You see, the fault lies entirely with Donald Trump. Democrats are good people fighting bigotry. Republicans are all bigots. Seriously? As I said, in an essay about overcoming bias Konnikova manages to express her own animus against Republicans and to exonerate the anti-Semites in the Democratic Party, and the bias that was visited on us by Jeremiah Wright’s protege.

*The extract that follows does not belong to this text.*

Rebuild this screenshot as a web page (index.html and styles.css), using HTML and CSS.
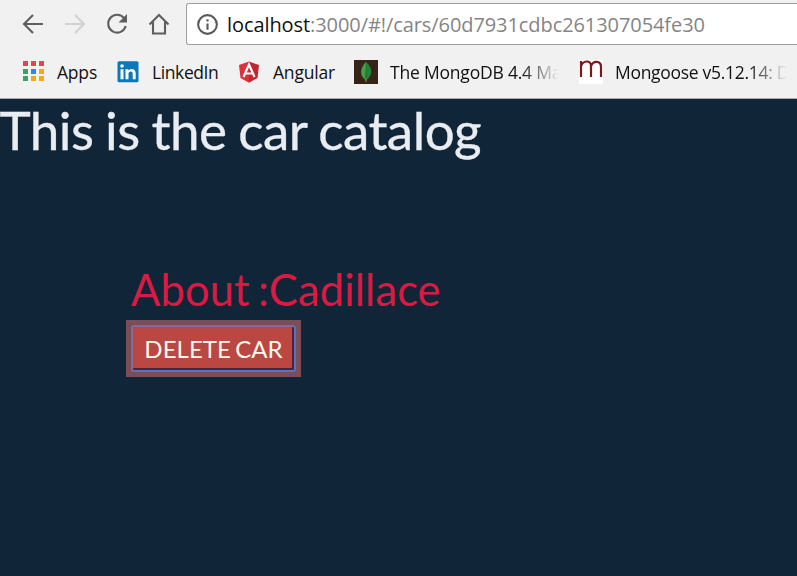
FILE: index.html
```html
<!DOCTYPE html>
<html lang="en">
<head>
<meta charset="utf-8">
<title>Car catalog</title>
<link rel="stylesheet" href="styles.css">
</head>
<body>
<header class="chrome">
  <div class="toolbar">
    <svg class="nav" viewBox="0 0 24 24"><path d="M22 12H4M12 3l-9 9 9 9"/></svg>
    <svg class="nav disabled" viewBox="0 0 24 24"><path d="M2 12h18M12 3l9 9-9 9"/></svg>
    <svg class="nav" viewBox="0 0 24 24"><path d="M19.100 6.200A8.900 8.900 0 1 0 20.700 14"/><path class="solid" d="M22 2v8.500H13.500z"/></svg>
    <svg class="nav home" viewBox="0 0 24 24"><path d="M2.500 12.500L12 3l9.500 9.500M6 10v11.500h12V10"/></svg>
    <div class="address">
      <svg class="info" viewBox="0 0 20 20"><circle cx="10" cy="10" r="8.900"/><path d="M10 9v6M10 5v2.200"/></svg>
      <span class="url"><span class="host">localhost</span>:3000/#!/cars/60d7931cdbc261307054fe30</span>
    </div>
  </div>
  <nav class="bookmarks">
    <a class="bookmark apps"><svg class="icon" viewBox="0 0 24 24"><g fill="#e6454d"><path d="M2 1h5v5H2zM10 1h5v5h-5zM18 1h5v5h-5z"/></g><g><path fill="#3aa35c" d="M2 9h5v5H2zM2 16h5v5H2z"/><path fill="#2f86eb" d="M10 9h5v5h-5z"/><path fill="#f2aa1c" d="M18 9h5v5h-5zM10 16h5v5h-5zM18 16h5v5h-5z"/></g></svg><span class="label">Apps</span></a>
    <a class="bookmark linkedin"><svg class="icon" viewBox="0 0 24 24"><rect x="1.500" y="1.300" width="21" height="21" rx="1.500" fill="#0a78b9"/><path fill="#fff" d="M4.500 9.300h3v10h-3zM9.500 9.300h3v1.500c2-3 7.200-2 7.200 2.500v6h-3v-5.500c0-3-4.200-3-4.200 0v5.500h-3z"/><circle cx="6" cy="6" r="1.800" fill="#fff"/></svg><span class="label">LinkedIn</span></a>
    <a class="bookmark angular"><svg class="icon" viewBox="0 0 24 24"><path fill="#dc303b" d="M12 1.500L2 5l1.500 13L12 22.700z"/><path fill="#bd2733" d="M12 1.500L22 5l-1.500 13-8.500 4.700z"/><path d="M6.500 17L12 4.500 17.500 17M8.500 13.500h7" fill="none" stroke="#fff" stroke-width="2.200"/></svg><span class="label">Angular</span></a>
    <a class="bookmark mongo"><svg class="icon" viewBox="0 0 24 24"><path fill="#352417" d="M0 0h24v24H0z"/><path fill="#43a047" d="M12 2c-6 6-7 13-.5 18z"/><path fill="#218539" d="M12 2c7 6 7 13 .3 18z"/><path d="M12 18v4" stroke="#8b9d79"/></svg><span class="label fade">The MongoDB 4.4 Ma</span></a>
    <a class="bookmark mongoose"><svg class="icon" viewBox="0 0 24 24"><path fill="#fff" d="M0 0h24v24H0z"/><path d="M2 17V1M2 6C4 .5 12-.5 12 6v11M12 6c2-5.500 10-6 10 1v10" fill="none" stroke="#7c171c" stroke-width="2.200"/></svg><span class="label fade">Mongoose v5.12.14: D</span></a>
  </nav>
</header>
<main class="page">
  <h1>This is the car catalog</h1>
  <section class="car">
    <h2>About :Cadillace</h2>
    <button class="delete"><span>DELETE CAR</span></button>
  </section>
</main>
</body>
</html>
```
FILE: styles.css
```css
* { box-sizing: border-box; }
body { margin: 0; height: 576px; overflow: hidden; background: #102538; font-family: Lato, sans-serif; }
.chrome { height: 99px; background: #f1f1f1; border-bottom: 1px solid #a9adb1; font-family: "Open Sans", sans-serif; }
.toolbar { display: flex; align-items: center; height: 48px; padding: 0 0 1px 21px; }
.nav { width: 24px; height: 24px; margin-right: 18px; flex: none; fill: none; stroke: #5c5e60; stroke-width: 2.1; }
.nav .solid { fill: #5c5e60; stroke: none; }
.nav.disabled { stroke: #d2d2d2; }
.nav.home { margin-right: 15px; }
.address { display: flex; align-items: center; flex: 1; height: 42px; margin-top: 1px; padding-left: 10px; background: #fff; border: 1px solid #a0a0a0; border-right: 0; border-radius: 3px 0 0 3px; }
.info { width: 21px; height: 21px; margin-right: 9px; flex: none; fill: none; stroke: #5a5a5a; stroke-width: 2; }
.url { padding-top: 2px; color: #858585; font-size: 20px; line-height: 28px; letter-spacing: -.08px; white-space: nowrap; }
.host { color: #111; }
.bookmarks { display: flex; height: 48px; align-items: center; padding-left: 21px; }
.bookmark { display: flex; align-items: center; flex: none; color: #111; font-size: 17.500px; line-height: 26px; letter-spacing: -.2px; white-space: nowrap; }
.icon { width: 24px; height: 24px; margin-right: 12px; flex: none; }
.apps { width: 95px; }
.linkedin { width: 121px; letter-spacing: -.4px; }
.angular { width: 117px; }
.mongo { width: 225px; }
.mongoose { width: 207px; letter-spacing: -.3px; }
.fade { -webkit-mask-image: linear-gradient(to right, #000 calc(100% - 40px), transparent calc(100% - 2px)); mask-image: linear-gradient(to right, #000 calc(100% - 40px), transparent calc(100% - 2px)); }
h1, h2 { margin: 0; font-weight: 400; white-space: nowrap; }
h1 { color: #e9edf1; font-size: 53px; line-height: 62px; letter-spacing: -.53px; word-spacing: -1.3px; text-indent: -.6px; -webkit-text-stroke: .35px #e9edf1; }
.car { padding: 102px 0 0 126px; }
h2 { height: 57px; padding-left: 5px; color: #d81b43; font-size: 43.500px; line-height: 52px; letter-spacing: .09px; word-spacing: -3px; }
.delete { display: block; width: 175px; height: 57px; padding: 5px; border: 0; background: #7b4d56; font: 24px/38px Lato, sans-serif; letter-spacing: .05px; word-spacing: -2px; color: #fff8ed; }
.delete span { display: block; height: 47px; padding: 3px 0 1px; background: #bb4743; border: 2px solid #5a73bd; border-top-color: #806b9f; border-left-color: #806b9f; border-radius: 3px; box-shadow: inset -2px -2px #4b2438; white-space: nowrap; }
```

Democrats, therefore, must reach out to leaders in the Republican community and ask them to model a different sort of norm. Moderate Republicans must reach out to sympathetic but less vocal colleagues. “Implore your Republican neighbors to get their formal or informal leaders to speak out,” Paluck said. A broad-based, authoritative counterbalance may well have an impact.

5 comments:

Anonymous said...

"Maria Konnikova, I am a fanatical Jew. I am very much astonished to discover myself as such in spite of all efforts to be unprejudiced and impartial."

trigger warning said...

My favorite bias is Implicit Bias, a bias that can only be detected by initiated adepts peering at patterns of marks on paper or selections on a computer screen (the Implicit Association Test). There's an entire project at Harvard, funded at least in part by the National Science Foundation, to support this new field of cleromancy. The technique is a science-ish version of the I Ching, using statistics and computers instead of yarrow stalks and hexagrams, very popular among persons with "social science" PhDs and their acolytes.

UbuMaccabee said...

$20 says she went to one or several prestigious universities in the US and has very little attachment to religious Judaism. She strikes me as a secular ideologue living exclusively in over-lapping collegiate and media circles who uses her own deeply set biases to identify bias outside her circles. And her home team applauds her insight.

Anonymous said...

Ubu, are you Polish?

UbuMaccabee said...

I was the King of Poland for a stint, but the ingrates failed to appreciate my talents so I murdered most of them. Just a days work.